Non so che ore siano, per me il tempo non ha più valore. Accanto mi ritrovo un maresciallo dei carabinieri. Scava a mani nude. Poi chiama a sé l’appuntato. “Vie’ qua, dammi ‘sto cestello, mettice la pistola, ché mi dà fastidio”. Un eroe minore che rifiuta le copertine, che è rimasto anonimo tra le pieghe del terremoto, uno dei tanti salvatori sconosciuti ai quali i sopravvissuti resteranno grati per sempre.

Le squadre di soccorso non hanno nome, non hanno gradi, non fanno distinzione tra civili, forze dell’ordine, Croce Rossa e uomini della Protezione Civile. C’è una sola categoria di esseri viventi che si tira fuori dalla tragedia. È la mia. È quella dei giornalisti. Mentre sui cumuli di morte inseguiamo la vita con pale, picconi e casse della frutta per portare via i materiali, loro restano impalati ai piedi della pietà. Non si sporcano. Hanno i taccuini, prendono appunti. “Immortala quel crollo, è più fotogenico”. Il diritto di informare sorpassa quello di esistere e gli mostra il dito medio. È uno spaccato di verità, è il mio punto di vista, è il punto di vista di chi in quel momento ha fatto una scelta precisa. Una scelta ovvia, per la propria terra. Gli italiani, il mondo intero, hanno diritto di sapere, di vedere, di ascoltare. Ma questo diritto andrebbe esercitato con accortezza, con pudore, con rispetto. Sentimenti che all’alba del sisma ad Amatrice non sono stati provati da tutti.

Esiste poi un altro giornalismo. Non più quello che va a caccia di lutti, ma quello dei cani da guardia della democrazia che a volte – non sempre – si travestono da sciacalli. Anzi, forse è meglio usare maggiore finezza: che si travestono da giudici prima ancora che i giudici indossino la toga. È il giornalismo che non guarda in faccia nessuno. Che tratta il sindaco di Amatrice Sergio Pirozzi e il suo vice Gianluca Carloni come assassini del loro popolo. Che li sbatte in prima pagina come i nuovi mostri. Che ignora come sia stato Pirozzi con la sua Giunta a salvare l’ospedale Grifoni dalla sua trasformazione in una struttura per lungodegenti chiamata “Casa della Salute”. Lungodegenti. Niente più pronto soccorso. E in caso di terremoto che si fa?
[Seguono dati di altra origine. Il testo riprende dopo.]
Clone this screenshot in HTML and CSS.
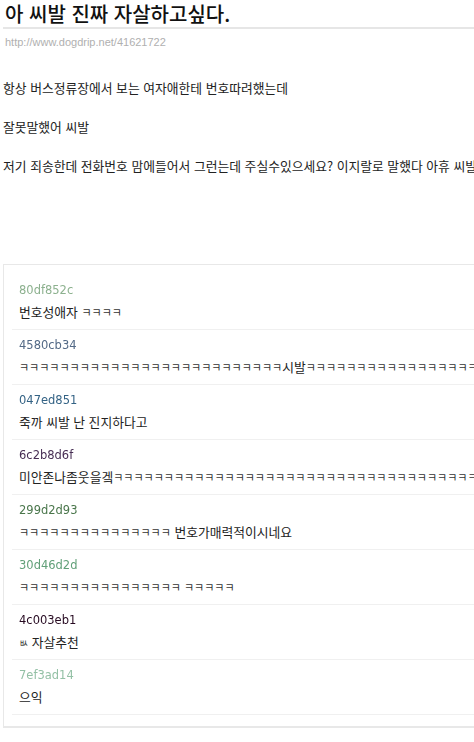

È stato anche così, con questo interrogativo, che Sergio Pirozzi è riuscito a convincere la Regione a fermarsi, a tornare indietro sui propri passi. È il giornalismo giustizialista che non sa come sia stato Pirozzi a lottare per dotare Amatrice di un’elisuperficie rivelatasi indispensabile per i soccorsi e a sbloccare i lavori ANAS sulla Salaria, dove fino ai primi di agosto si procedeva a senso alternato. Chiudete gli occhi. Immaginate i mezzi di emergenza che si incastrano per le gole di Antrodoco, che fanno a turno per passare mentre la gente è sepolta sotto metri cubi di cemento. È il giornalismo dei processi facili che tenta di fare informazione senza essere informato, che è venuto ad Amatrice e ha domandato se l’Amatriciana venisse da lì.

La stampa si chiede come sia possibile che la gente di quella terra consideri il suo Sindaco un leader dopo il crollo di una scuola. Crollo per il quale la magistratura – e solo la magistratura -dovrà accertare se esistono, e di chi sono, le responsabilità. Per rispondere sarebbe stato sufficiente andare su Google. Per conoscere il passato di Sergio Pirozzi sarebbe bastato informarsi, per chi deve fare informazione. Ma non c’era tempo. C’erano i crolli fotogenici da riprendere per primi.